I'm pleased to see water go mainstream as such - I'd be interested to see how you could plumb in an entire supercomputer…
So its go an external pump and reservoir ? Do they go in the rack next door then ?

In an enterprise deployment , noise isn't a factor as the Air con is usually much louder :)

I'd be interested to know if there can lower the overall aircon bill for a data centre - the amount of heat generated by a reasonably densely populated row of servers is pretty high.

Liquid cooling has been used in Datacentres before ( some of the larger A/s 400 units used to be oil cooled IIRC )
As moby first said, where does this all go?

Space and Power, the two most important factors it seams in datacenters now a days.

if you have just one pump at the top, and a large resivoir at the bottom of a full 48u rack, with all the servers daisy chained off it….. What happens when i want to remove box n for an upgrade?

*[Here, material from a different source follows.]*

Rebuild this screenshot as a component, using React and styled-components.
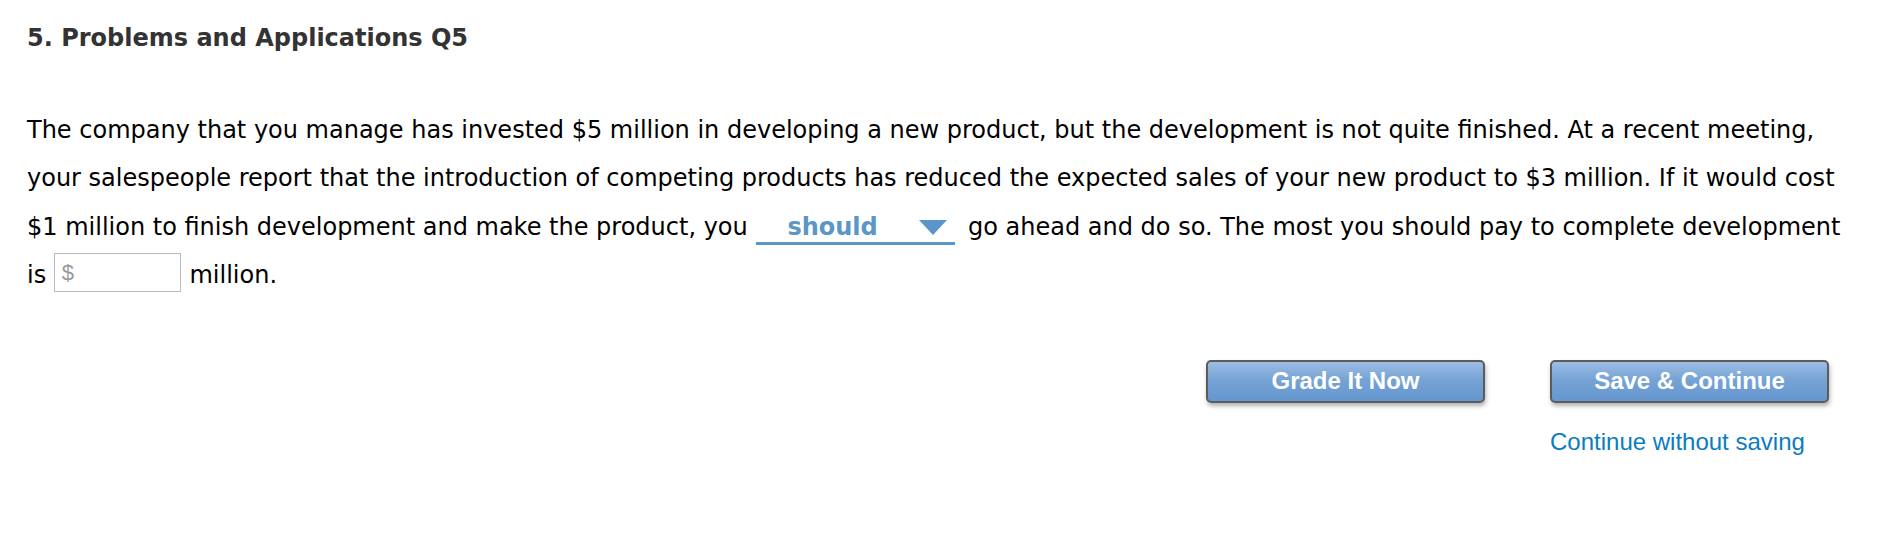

Are there some quick lock instant drip stop connectors?

I'm a watercooling fan myself, but think its a bit of a novelty in a server environment, that would horribly tie you into that one vendor…. don't see it taking off in small doeses!
I'm wondering the same thing, folks. I've seen the Koolance system at IDF, as well.

We'll pull in a Boston representative to give is their take.
don't think it'd flow in the next rack. it'd just get warmer and warmer and would be pointless isn't it?